Remember Justine Sacco? She had to change her name to escape the consequences of her (foolish but not egregious) actions. Journalists all over behaved incredibly unethically in their coverage of that incident, and I’m keen to make sure that we don’t do the same thing. In the end, we’re just talking about board games. Not state secrets. Proportionality matters.
The key take-ways here are not new. This isn’t the first-time plagiarism has raised its head in media coverage and it won’t be the last. But here’s what I would like for people to take away from this kind of incident:
There absolutely are unethical things happening in board game media, and anyone saying otherwise is either dangerously naïve or wilfully manipulative.
Adopting a code of conduct, and following it, is an important way to show that you willing to proactively engage with the implications of your coverage.

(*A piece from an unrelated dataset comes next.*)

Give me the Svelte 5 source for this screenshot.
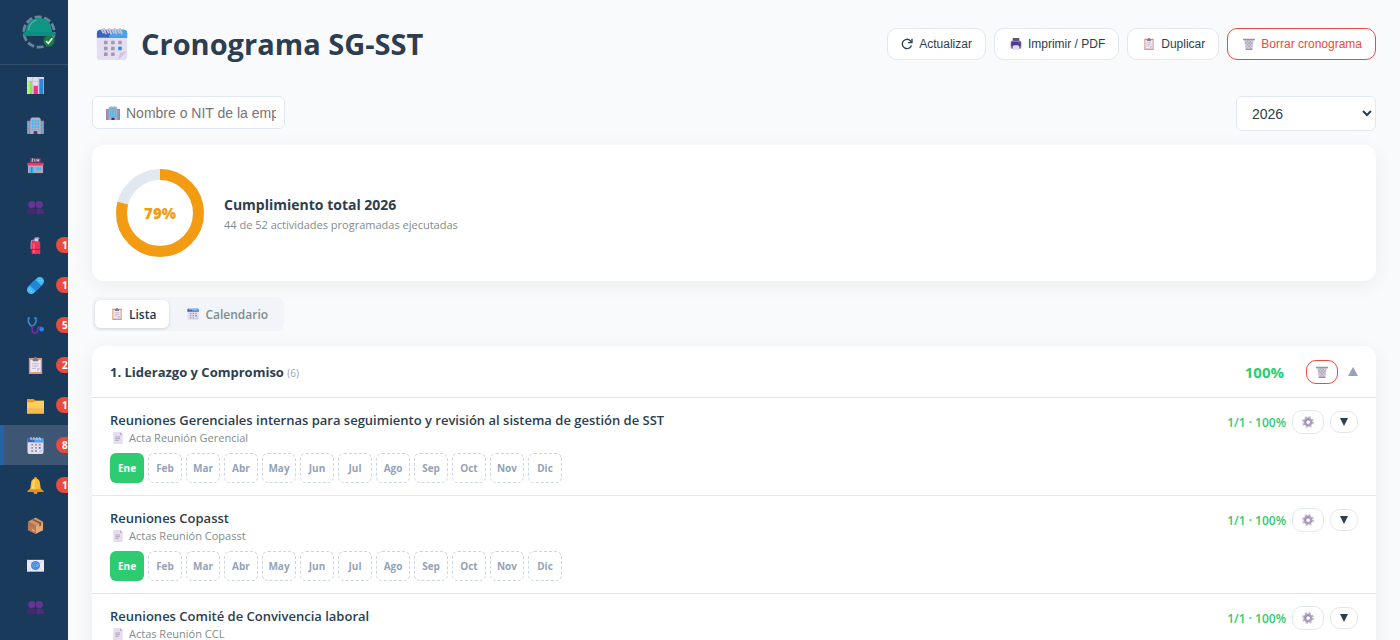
<script lang="ts">
  interface NavItem {
    icon: string;
    label: string;
    badge?: string;
  }

  interface Activity {
    name: string;
    record: string;
    done: string[];
  }

  const nav: NavItem[] = [
    { icon: 'chart', label: 'Dashboard' },
    { icon: 'building', label: 'Empresas' },
    { icon: 'store', label: 'Sedes' },
    { icon: 'people', label: 'Trabajadores' },
    { icon: 'extinguisher', label: 'Extintores', badge: '1' },
    { icon: 'bandage', label: 'Botiquines', badge: '1' },
    { icon: 'stethoscope', label: 'Exámenes', badge: '5' },
    { icon: 'clipboard', label: 'Inspecciones', badge: '2' },
    { icon: 'folder', label: 'Documentos', badge: '1' },
    { icon: 'calendar', label: 'Cronograma', badge: '8' },
    { icon: 'bell', label: 'Alertas', badge: '10' },
    { icon: 'box', label: 'Inventario' },
    { icon: 'mail', label: 'Correos' },
    { icon: 'people', label: 'Usuarios' },
  ];

  const months = ['Ene', 'Feb', 'Mar', 'Abr', 'May', 'Jun', 'Jul', 'Ago', 'Sep', 'Oct', 'Nov', 'Dic'];

  const activities: Activity[] = [
    {
      name: 'Reuniones Gerenciales internas para seguimiento y revisión al sistema de gestión de SST',
      record: 'Acta Reunión Gerencial',
      done: ['Ene'],
    },
    { name: 'Reuniones Copasst', record: 'Actas Reunión Copasst', done: ['Ene'] },
    { name: 'Reuniones Comité de Convivencia laboral', record: 'Actas Reunión CCL', done: ['Ene'] },
  ];

  let current = $state('Cronograma');
  let view = $state('lista');
  let year = $state('2026');
  let company = $state('');
  let open = $state(true);

  const percent = 79;
  const ring = 2 * Math.PI * 38.5;
</script>

{#snippet icon(name: string)}
  <svg class="icon" viewBox="0 0 18 18" fill="none" aria-hidden="true">
    {#if name === 'chart'}
      <path fill="#e4dcee" d="M0 0h18v18H0z" />
      <path stroke="#bdb3ca" stroke-width=".6" d="M0 4.500h18M0 9h18M0 13.500h18M6 0v18M12 0v18" />
      <path fill="#8ee05a" d="M1 4.500h4.500V18H1z" />
      <path fill="#b6f074" d="M1 4.500h2V18H1z" />
      <path fill="#f0357d" d="M7 9.500h4.500V18H7z" />
      <path fill="#2f86dc" d="M13 2h4.500v16H13z" />
    {:else if name === 'building'}
      <path fill="#988ba6" d="M0 4h5v14H0zM13 4h5v14h-5z" />
      <path fill="#b7adc2" d="M3.500 2 5 .5h8L14.500 2v16h-11z" />
      <path stroke="#38bdf8" stroke-width="2" stroke-dasharray="2.500 .7" d="M6 3v11M9 3v11M12 3v11" />
      <path stroke="#5db8e8" stroke-width="1.200" stroke-dasharray="2 1.500" d="M1.800 6v11M16.200 6v11" />
      <path fill="#53345f" d="M7 15h4v3H7z" />
    {:else if name === 'store'}
      <path fill="#54425f" d="M3 1h12v5H3z" />
      <path stroke="#eee7f5" stroke-width=".8" d="M5 2h1.500L5 4.500h1.500M8.200 2v3M10.500 5V2M10.500 3.500h2M12.500 2v3" />
      <path fill="#b5a7c0" d="M1 8h16v9H1z" />
      <path fill="#f0326f" d="M.5 6h17l.5 3H0z" />
      <path fill="#39bfec" d="M2.500 10.500h5V17h-5zM9.500 11h6v3h-6z" />
      <path stroke="#176d9b" stroke-width=".7" d="M5 10.500V17" />
    {:else if name === 'people'}
      <circle cx="5" cy="8" r="3.800" fill="#643394" />
      <path fill="#4a286f" d="M0 18v-2.500C0 13.500 2 12 5 12s4.500 1.500 4.500 3.500V18z" />
      <circle cx="13" cy="8" r="3.800" fill="#643394" />
      <path fill="#512b7a" d="M8.500 18v-2.500c0-2 1.800-3.500 4.700-3.500s4.800 1.500 4.800 3.500V18z" />
      <path stroke="#321c53" stroke-width=".6" d="M9.200 12v6" />
    {:else if name === 'extinguisher'}
      <path stroke="#9c91a9" stroke-width="1.500" d="M8 3 5 4 4.500 7v6M8 1h4M11 0l2 2" />
      <path fill="#ef315f" d="M5 7c0-2.500 2-3.500 4.500-3.500S14 4.500 14 7v11H5z" />
      <path fill="#fa6d8b" d="M6.500 7H8v10H6.500z" />
      <path fill="#c21744" d="M5 12.500h9v1.200H5z" />
      <path fill="#d9d1e4" d="M8 1.500h4v3H8z" />
    {:else if name === 'bandage'}
      <rect x="-2" y="4.500" width="22" height="9" rx="4.500" fill="#42b9f5" transform="rotate(-45 9 9)" />
      <path fill="#2384d8" d="m8.800 2.800 6.400 6.400-6 6L2.800 8.800z" />
      <g fill="#a3e4ff">
        <circle cx="13.500" cy="3.500" r=".6" /><circle cx="15.500" cy="4" r=".6" />
        <circle cx="2.800" cy="13" r=".6" /><circle cx="4.500" cy="15" r=".6" />
      </g>
    {:else if name === 'stethoscope'}
      <path stroke="#348bdc" stroke-width="1.700" d="M3 1H1.500v4l1.500 3 2 2 3-2 1.500-3V1H7.500" />
      <path stroke="#6a329e" stroke-width="1.700" d="M5.500 9.500V14c0 2 1 3 3 3s3-1 3-3v-1c0-1.500 1-2.500 2-2.500s2.500 1 2.500 2.500" />
      <circle cx="15.500" cy="13" r="2.400" fill="#2687ee" />
    {:else if name === 'clipboard'}
      <path fill="#d79973" d="M2 1h14v17H2z" />
      <path fill="#f0e8f7" d="M3.500 3h11v13h-11z" />
      <path fill="#83798f" d="M6 2h1.500L8 0h2l.5 2H12v2.500H6z" />
      <path stroke="#b9aec4" d="M5.500 7h7M5.500 9.500h7M5.500 12h4" />
      <path fill="#cbbad7" d="m10.500 16 4-4h-4z" />
    {:else if name === 'folder'}
      <path fill="#e8992c" d="M0 2h7l2 2h9v5H0z" />
      <path fill="#ffce5c" d="M0 5.500h7L9 4h9v13.500H0z" />
      <path fill="#f9b951" d="M0 12h18v5.500H0z" />
    {:else if name === 'calendar'}
      <rect x=".5" y="1" width="17" height="17" rx="2" fill="#e5ddf0" />
      <path fill="#3464c0" d="M.5 3c0-1.300.7-2 2-2h13c1.300 0 2 .7 2 2v2.500H.5z" />
      <path fill="#49a4ea" d="M9 1h6.500c1.300 0 2 .7 2 2v2.500H7z" />
      <path stroke="#c9c3d6" stroke-width="1" d="m4.300 3-1-1.800 1.300-.7 1 3m1.700-.5-1-1.800 1.300-.7 1 3m1.700-.5-1-1.800 1.300-.7 1 3m1.700-.5-1-1.800 1.300-.7 1 3" />
      <path fill="#a299af" d="M4.500 7.200h2v2h-2zm4 0h2v2h-2zm4 0h2v2h-2zm-8 3.300h2v2h-2zm4 0h2v2h-2zm-4 3.300h2v2h-2zm4 0h2v2h-2z" />
      <path fill="#288aeb" d="M12.500 10.500h2v2h-2z" />
      <path fill="#cfc2da" d="m12.500 18 5-5-4 1z" />
    {:else if name === 'bell'}
      <path fill="#e98d31" d="M8 0h2l1 3H7zM6.500 15h5l-1 3h-3z" />
      <path fill="#f9b939" d="M1 15.500 3.500 12l1-7C5 3 6.500 1.500 9 1.500s4 1.500 4.500 3.500l1 7 2.500 3.500z" />
      <path fill="#ffd765" d="M5 13 6 5.500C6.300 4 7 3 8.500 3L8 13z" />
      <path fill="#e88b25" d="M.5 16v-1.500L3 13h12l2.500 1.500V16z" />
    {:else if name === 'box'}
      <path fill="#cf986c" d="m1 5 8-4.500L17 5 9 9z" />
      <path fill="#b87852" d="m1 5 8 4v9l-8-4z" />
      <path fill="#dfa978" d="m17 5-8 4v9l8-4z" />
      <path fill="#885035" d="m5 3 8 4v3l2-1V6L7 2z" />
      <path stroke="#f5d6c0" d="m5 13 3 2" />
    {:else if name === 'mail'}
      <path fill="#eee7f5" d="M0 3h18v12.500H0z" />
      <path stroke="#d5cbe0" stroke-width=".8" d="m.5 3.500 8.500 7 8.500-7M.5 15 7 9m4 0 6.500 6" />
      <circle cx="9" cy="9" r="4.700" fill="#3485dc" />
      <circle cx="9" cy="9" r="1.500" stroke="#a3ccf5" stroke-width=".6" />
      <path stroke="#a3ccf5" stroke-width=".5" d="M10.700 7.500V10c1 1 1.500 0 1.500-1A3.200 3.200 0 1 0 10 12" />
    {:else if name === 'refresh'}
      <path stroke="#2c3e50" stroke-width="2" d="M15.700 11A7 7 0 1 1 14 4l2 2" />
      <path stroke="#2c3e50" stroke-width="2" d="M16.500 1v6h-6" />
    {:else if name === 'printer'}
      <path fill="#625274" d="M4 0h10v6H4z" />
      <path fill="#8a76ab" d="M1 6c0-1 1-2 2-2h12c1 0 2 1 2 2v8c0 1-1 2-2 2H3c-1 0-2-1-2-2z" />
      <path fill="#483b88" d="M2 6h14v6H2z" />
      <rect x="4.500" y="11" width="9" height="7" rx="2" fill="#e3dbee" />
      <path fill="#55b7ed" d="M13 7h2v1h-2z" />
    {:else if name === 'trash'}
      <path fill="#d3cbdc" d="M2 3h14l-2 14.500H4z" />
      <path stroke="#a096ad" stroke-width=".8" d="m3 5 10 12M6 4l8 9M10 4l5 6M15 5 5 17M12 4l-8 9M8 4 3 9" />
      <path fill="#9b8fa9" d="M0 1h18v2.200H0zM4 16h10v2H4z" />
    {:else if name === 'page'}
      <path fill="#e5dcef" d="M2 0h10l4 4v14H2z" />
      <path fill="#b3a5be" d="M12 0v4h4z" />
      <path stroke="#b3a5be" stroke-width="1.500" d="M5 7.500h7M5 10h7M5 12.500h5" />
    {:else if name === 'gear'}
      <circle cx="9" cy="9" r="7.500" stroke="#c9bdd8" stroke-width="3" stroke-dasharray="3.200 2.690" />
      <circle cx="9" cy="9" r="4.700" stroke="#ab9dbd" stroke-width="4" />
      <path stroke="#8b7da0" stroke-width="1.400" d="M6 10.500a3.500 3.500 0 0 1 4.500-4.700" />
      <circle cx="9.300" cy="9.300" r="2.200" fill="#fff" />
    {/if}
  </svg>
{/snippet}

<div class="layout">
  <aside class="sidebar">
    <div class="brand">
      <svg width="36" height="36" viewBox="0 0 36 36" fill="none" role="img" aria-label="SG-SST">
        <circle cx="18" cy="18" r="15.200" stroke="#6e8499" stroke-width="2.800" stroke-dasharray="7 2.550" />
        <path fill="#109783" d="M5 19C5 9 10 4 18 4s13 5 13 15z" />
        <rect x="2" y="18" width="32" height="4" rx="2" fill="#0c8f80" />
        <path stroke="#56b9a7" stroke-width="1.200" d="M7.500 16c.6-5 3.500-8.500 8-10" />
        <circle cx="28" cy="27" r="5.500" fill="#16803d" />
        <path stroke="#fff" stroke-width="1.700" d="m25 27 2.300 2.300 4-5" />
      </svg>
    </div>
    <nav>
      {#each nav as item}
        <a
          class="nav-item"
          class:active={current === item.label}
          href="#top"
          aria-label={item.label}
          onclick={() => (current = item.label)}
        >
          {@render icon(item.icon)}
          {#if item.badge}<span class="badge">{item.badge}</span>{/if}
        </a>
      {/each}
    </nav>
  </aside>

  <main>
    <header class="page-header">
      <h1>{@render icon('calendar')}Cronograma SG-SST</h1>
      <div class="actions">
        <button class="btn">{@render icon('refresh')}Actualizar</button>
        <button class="btn wide">{@render icon('printer')}Imprimir / PDF</button>
        <button class="btn wide">{@render icon('clipboard')}Duplicar</button>
        <button class="btn wide danger">{@render icon('trash')}Borrar cronograma</button>
      </div>
    </header>

    <div class="filters">
      <label class="company">
        {@render icon('building')}
        <input
          type="text"
          bind:value={company}
          placeholder="Nombre o NIT de la empresa"
          aria-label="Nombre o NIT de la empresa"
        />
      </label>
      <select bind:value={year} aria-label="Año">
        <option>2025</option>
        <option>2026</option>
        <option>2027</option>
      </select>
    </div>

    <section class="card summary">
      <div class="donut">
        <svg viewBox="0 0 88 88" fill="none" aria-hidden="true">
          <circle cx="44" cy="44" r="38.500" stroke="#e2e8f0" stroke-width="11" />
          <circle
            cx="44"
            cy="44"
            r="38.500"
            stroke="#f39c12"
            stroke-width="11"
            stroke-dasharray="{(ring * percent) / 100} {ring}"
            transform="rotate(-90 44 44)"
          />
        </svg>
        <strong>{percent}%</strong>
      </div>
      <div class="summary-text">
        <h2>Cumplimiento total {year}</h2>
        <p>44 de 52 actividades programadas ejecutadas</p>
      </div>
    </section>

    <div class="tabs">
      <button class="tab" class:active={view === 'lista'} onclick={() => (view = 'lista')}>
        {@render icon('clipboard')}Lista
      </button>
      <button class="tab" class:active={view === 'calendario'} onclick={() => (view = 'calendario')}>
        {@render icon('calendar')}Calendario
      </button>
    </div>

    <section class="card">
      <div class="group-header">
        <h3>1. Liderazgo y Compromiso <span>(6)</span></h3>
        <strong class="group-percent">100%</strong>
        <button class="small-btn danger" aria-label="Borrar grupo">{@render icon('trash')}</button>
        <button class="caret" aria-label="Contraer grupo" onclick={() => (open = !open)}>
          <svg width="10" height="9" viewBox="0 0 10 9"><path d="M5 0l5 9H0z" fill="currentColor" /></svg>
        </button>
      </div>
      {#if open}
        {#each activities as activity}
          <article class="activity">
            <div class="activity-main">
              <h4>{activity.name}</h4>
              <p class="record">{@render icon('page')}{activity.record}</p>
              <div class="months">
                {#each months as month}
                  <button class="month" class:done={activity.done.includes(month)}>{month}</button>
                {/each}
              </div>
            </div>
            <div class="activity-side">
              <span class="progress">1/1 · 100%</span>
              <button class="small-btn" aria-label="Configurar">{@render icon('gear')}</button>
              <button class="small-btn more" aria-label="Ver detalle">
                <svg width="8" height="8" viewBox="0 0 8 8"><path d="M0 0h8L4 8z" fill="currentColor" /></svg>
              </button>
            </div>
          </article>
        {/each}
      {/if}
    </section>
  </main>
</div>

<style>
  :global(body) {
    background: #f8fafc;
  }

  .layout {
    display: flex;
    height: 100vh;
    font-family: 'Open Sans', 'Noto Sans', sans-serif;
    color: #2c3e50;
  }

  .layout * {
    box-sizing: border-box;
  }

  h1,
  h2,
  h3,
  h4,
  p {
    margin: 0;
  }

  button,
  input,
  select {
    font-family: 'Liberation Sans', Arial, sans-serif;
    color: inherit;
  }

  button {
    cursor: pointer;
  }

  .icon {
    width: 12px;
    height: 12px;
    flex-shrink: 0;
  }

  .sidebar {
    width: 68px;
    flex-shrink: 0;
    overflow: hidden;
    background: #1a3a5c;
  }

  .brand {
    height: 65px;
    padding: 14px 0 0 21px;
    border-bottom: 1px solid #34506d;
  }

  .nav-item {
    display: flex;
    align-items: center;
    gap: 12px;
    height: 40px;
    padding-left: 23px;
    border-left: 4px solid transparent;
    text-decoration: none;
  }

  .nav-item .icon {
    width: 17px;
    height: 17px;
  }

  .nav-item.active {
    background: #3c5673;
    border-left-color: #2563a8;
  }

  .badge {
    flex-shrink: 0;
    height: 16px;
    padding: 0 6px;
    border-radius: 8px;
    background: #e74c3c;
    color: #fff;
    font-size: 10px;
    font-weight: 700;
    line-height: 16px;
  }

  main {
    flex: 1;
    min-width: 0;
    padding: 24px;
    overflow-y: auto;
    scrollbar-width: none;
  }

  .page-header {
    display: flex;
    justify-content: space-between;
    align-items: center;
    height: 40px;
    margin-bottom: 32px;
  }

  h1 {
    display: flex;
    align-items: center;
    gap: 13px;
    padding-left: 4px;
    font-size: 29px;
    font-weight: 700;
    line-height: 42px;
  }

  h1 .icon {
    width: 32px;
    height: 32px;
  }

  .actions {
    display: flex;
    gap: 8px;
  }

  .btn {
    display: flex;
    align-items: center;
    gap: 6px;
    height: 32px;
    padding: 0 13px;
    border: 1px solid #e2e8f0;
    border-radius: 10px;
    background: #fff;
    font-size: 12px;
  }

  .btn.wide {
    padding-left: 15px;
  }

  .btn.danger {
    border-color: #e74c3c;
    color: #e74c3c;
  }

  .filters {
    display: flex;
    justify-content: space-between;
    align-items: flex-start;
    margin-bottom: 14px;
  }

  .company {
    display: flex;
    align-items: center;
    gap: 6px;
    width: 193px;
    height: 33px;
    padding: 0 8px 0 13px;
    border: 1px solid #e2e8f0;
    border-radius: 6px;
    background: #fff;
  }

  .company .icon {
    width: 14px;
    height: 14px;
  }

  .company input {
    flex: 1;
    min-width: 0;
    padding: 0;
    border: none;
    outline: none;
    background: none;
    font-size: 14px;
  }

  .company input::placeholder {
    color: #757575;
  }

  select {
    width: 140px;
    height: 35px;
    padding: 0 0 0 11px;
    border: 1px solid #e2e8f0;
    border-radius: 6px;
    background: #fff;
    font-size: 14px;
  }

  .card {
    border-radius: 12px;
    background: #fff;
    box-shadow: 0 4px 20px rgba(0, 0, 0, 0.06);
  }

  .summary {
    display: flex;
    align-items: center;
    gap: 20px;
    padding: 24px;
    margin-bottom: 16px;
  }

  .donut {
    display: grid;
    place-items: center;
    width: 88px;
    height: 88px;
  }

  .donut svg,
  .donut strong {
    grid-area: 1 / 1;
  }

  .donut strong {
    color: #f39c12;
    font-size: 15px;
    font-weight: 800;
  }

  .summary-text {
    padding-top: 2px;
  }

  h2 {
    font-size: 14px;
    font-weight: 700;
    line-height: 22px;
  }

  .summary p {
    color: #7f8c8d;
    font-size: 11px;
    line-height: 18px;
  }

  .tabs {
    display: inline-flex;
    gap: 2px;
    padding: 3px;
    margin-bottom: 15px;
    border-radius: 8px;
    background: #f1f5f9;
    vertical-align: top;
  }

  .tab {
    display: flex;
    align-items: center;
    gap: 6px;
    height: 28px;
    padding: 0 13px 0 16px;
    border: none;
    border-radius: 6px;
    background: none;
    color: #7f8c8d;
    font-family: inherit;
    font-size: 12px;
    font-weight: 600;
  }

  .tab.active {
    background: #fff;
    box-shadow: 0 1px 3px rgba(0, 0, 0, 0.15);
    color: #1a3a5c;
  }

  .group-header {
    display: flex;
    align-items: center;
    height: 51px;
    padding: 0 18px;
  }

  h3 {
    flex: 1;
    font-size: 13px;
    font-weight: 700;
  }

  h3 span {
    color: #94a3b8;
    font-size: 10px;
    font-weight: 400;
  }

  .group-percent {
    margin-right: 22px;
    color: #2ecc71;
    font-size: 15px;
  }

  .small-btn {
    display: flex;
    align-items: center;
    justify-content: center;
    width: 32px;
    height: 24px;
    padding: 0;
    border: 1px solid #e2e8f0;
    border-radius: 10px;
    background: #fff;
  }

  .small-btn.danger {
    border-color: #e74c3c;
  }

  .small-btn.more {
    width: 28px;
    height: 22px;
  }

  .caret {
    display: flex;
    padding: 0;
    margin-left: 10px;
    border: none;
    background: none;
    color: #94a3b8;
  }

  .activity {
    display: flex;
    align-items: flex-start;
    justify-content: space-between;
    padding: 12px 18px;
    border-top: 1px solid #e2e8f0;
  }

  h4 {
    font-size: 13px;
    font-weight: 600;
    line-height: 20px;
  }

  .record {
    display: flex;
    align-items: center;
    gap: 5px;
    padding-left: 2px;
    margin-bottom: 7px;
    color: #7f8c8d;
    font-size: 11px;
    line-height: 16px;
  }

  .months {
    display: flex;
    gap: 4px;
  }

  .month {
    width: 34px;
    height: 30px;
    padding: 0;
    border: 1px dashed #cbd5e1;
    border-radius: 6px;
    background: #fff;
    color: #94a3b8;
    font-family: inherit;
    font-size: 10px;
    font-weight: 700;
  }

  .month.done {
    border: none;
    background: #2ecc71;
    color: #fff;
  }

  .activity-side {
    display: flex;
    align-items: center;
    gap: 6px;
  }

  .progress {
    color: #2ecc71;
    font-size: 12px;
    font-weight: 600;
  }
</style>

In uncertain circumstances and in new scenarios, a code of conduct can meaningfully help shape your content in a way that is proportionate and constructive
Ethical behaviour is not optional. It’s not a ‘nice to have’. People are paying attention and they are becoming ever more critical.
Appreciate, and reward with your attention and support, those outlets that are making the effort to engage proactively with ethical behaviour. If you don’t, you’ll just incentivise unethical behaviour.
Bad things have happened. Bad things will continue to happen. The best that we can realistically do is make sure that we learn the lessons we need and temper our response with proportionalism and ethics. We can always grow stronger from this by making sure that we don’t make the same mistakes again. That way when we do make mistakes they’re at least new and interesting.